The authors validate the method on three canonical test problems:

1. Gray Marshak Wave – a classic diffusion‑dominated benchmark. The backward‑MOC reproduces the analytic solution with high fidelity and, when the optical‑depth cut‑off is applied, achieves a 20–70 % reduction in runtime compared with forward MOC and matches IMC and Sₙ results.

2. Crooked Pipe – a geometry with sharp corners and varying optical thickness. Again, the method maintains accuracy while the cut‑off yields substantial speed‑ups, demonstrating robustness to complex spatial configurations.

3. Coaxial Radiation‑Hydrodynamics (Coax) Problem – a demanding radiation‑hydrodynamics scenario coupling strong material motion with radiation. Here, the current implementation of backward‑MOC is 2–3× slower than state‑of‑the‑art IMC‑DDMC or Sₙ. The authors attribute this to the high cost of tracing many characteristics in regions of strong coupling and the need for more sophisticated acceleration or hybridization.

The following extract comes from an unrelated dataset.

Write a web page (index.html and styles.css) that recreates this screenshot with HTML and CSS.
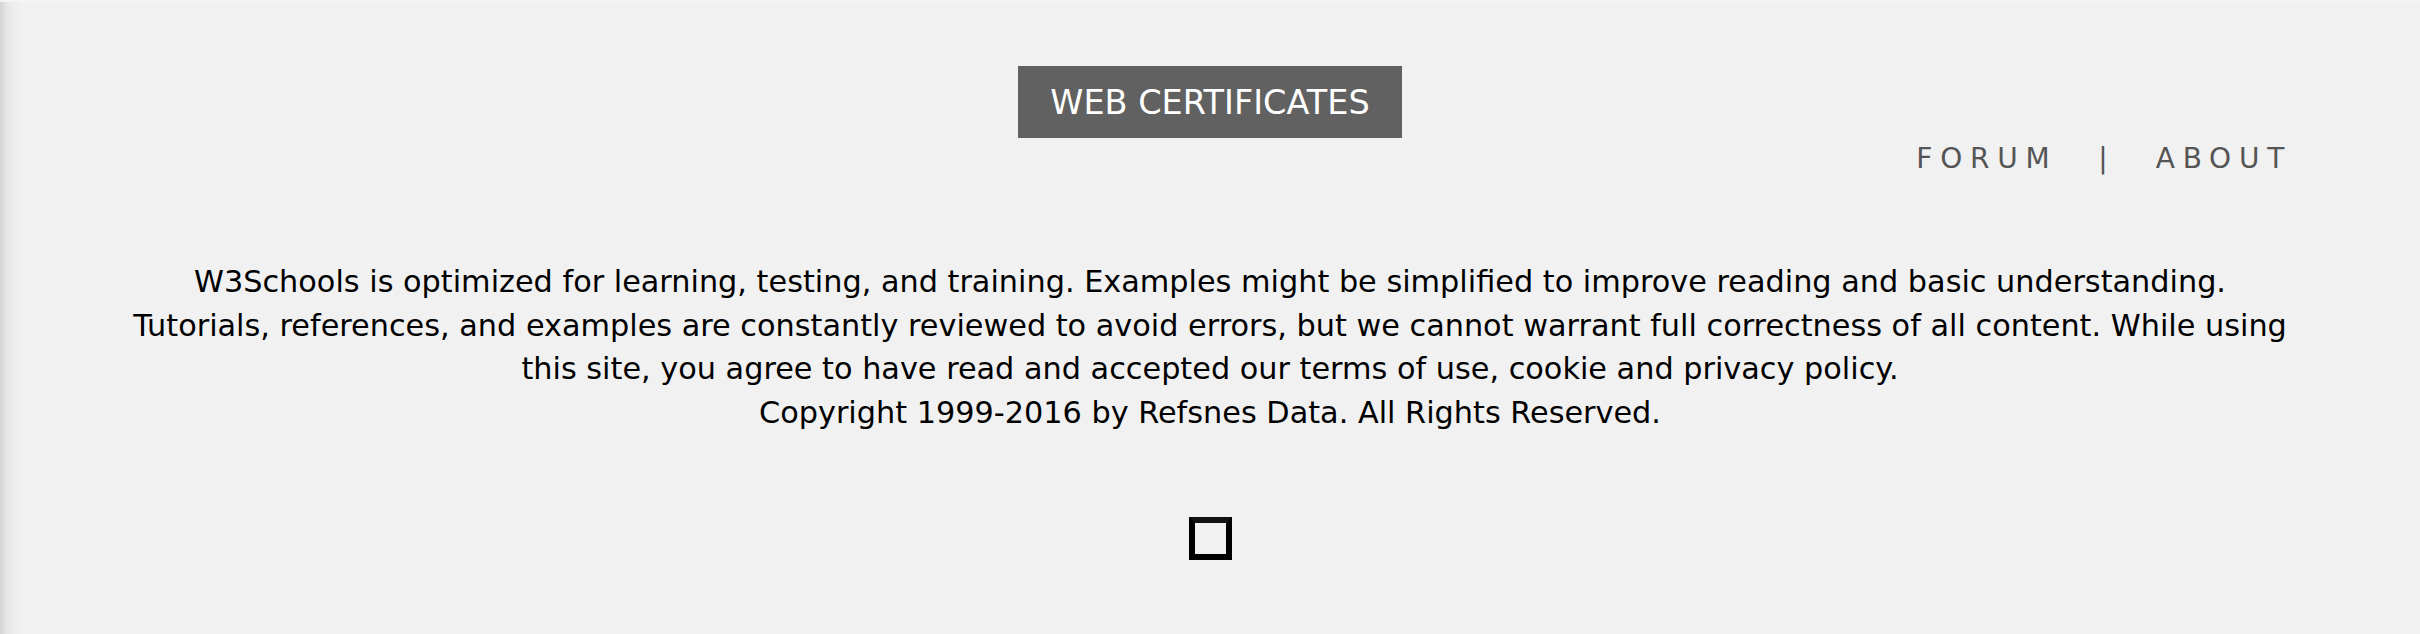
FILE: index.html
```html
<!DOCTYPE html>
<html lang="en">
<head>
<meta charset="utf-8">
<title>W3Schools footer</title>
<link rel="stylesheet" href="styles.css">
</head>
<body>
<footer class="footer">
  <div class="cert-row">
    <a class="cert-btn" href="#">WEB CERTIFICATES</a>
  </div>
  <nav class="foot-nav">
    <a class="foot-link" href="#">FORUM</a>
    <span class="foot-sep">|</span>
    <a class="foot-link" href="#">ABOUT</a>
  </nav>
  <p class="legal">W3Schools is optimized for learning, testing, and training. Examples might be simplified to improve reading and basic understanding.<br>Tutorials, references, and examples are constantly reviewed to avoid errors, but we cannot warrant full correctness of all content. While using this site, you agree to have read and accepted our terms of use, cookie and privacy policy.<br>Copyright 1999-2016 by Refsnes Data. All Rights Reserved.</p>
  <div class="logo-row">
    <span class="logo-box"></span>
  </div>
</footer>
</body>
</html>
```

FILE: styles.css
```css
html, body {
  margin: 0;
  padding: 0;
}
body {
  background-color: #f1f1f1;
  background-image: linear-gradient(to right, #d2d2d2 0px, #e4e4e4 6px, #ececec 12px, #f1f1f1 22px);
  border-top: 2px solid #f4f4f4;
  min-height: 632px;
  font-family: Verdana, "DejaVu Sans", sans-serif;
  color: #000;
}
.footer {
  padding: 64px 128px 0 128px;
}
.cert-row {
  display: flex;
  justify-content: center;
}
.cert-btn {
  display: block;
  box-sizing: border-box;
  width: 384px;
  height: 72px;
  padding-top: 2px;
  line-height: 70px;
  text-align: center;
  background: #616161;
  color: #fff;
  font-size: 33.5px;
  text-decoration: none;
  white-space: nowrap;
}
.foot-nav {
  display: flex;
  justify-content: flex-end;
  align-items: center;
  margin-top: 5px;
  height: 32px;
  font-size: 28px;
  line-height: 32px;
  color: #555;
}
.foot-link {
  color: #555;
  text-decoration: none;
  letter-spacing: 7.75px;
}
.foot-sep {
  margin: 0 48px 0 41px;
}
.legal {
  margin: 85px 0 0 0;
  text-align: center;
  font-size: 30.3px;
  line-height: 43.7px;
}
.logo-row {
  display: flex;
  justify-content: center;
  margin-top: 82px;
}
.logo-box {
  display: block;
  width: 43px;
  height: 43px;
  box-sizing: border-box;
  border: 6px solid #000;
  border-top-color: #111;
}
```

Overall, the paper shows that backward characteristic tracing combined with an optical‑depth termination criterion provides a stable, diffusion‑consistent, and computationally efficient alternative to existing methods for many thermal radiation transport problems. The method retains the exactness of long characteristics within each cell (piecewise‑constant source assumption) while gaining the flexibility of particle‑based infrastructure. Limitations are acknowledged: performance degrades in highly coupled radiation‑hydrodynamics cases, and the current spatial discretization is limited to linear finite elements. Future work suggested includes higher‑order spatial elements, adaptive selection of the optical‑depth threshold, and tighter HO‑LO coupling (e.g., HOLO‑style feedback loops) to improve performance on the Coax benchmark.

In conclusion, this work makes a significant contribution by re‑imagining the Method of Characteristics through a backward‑in‑time lens, offering a practical path toward accurate, stable, and faster thermal radiation transport simulations, especially in regimes where optical depth varies widely and large time steps are desirable.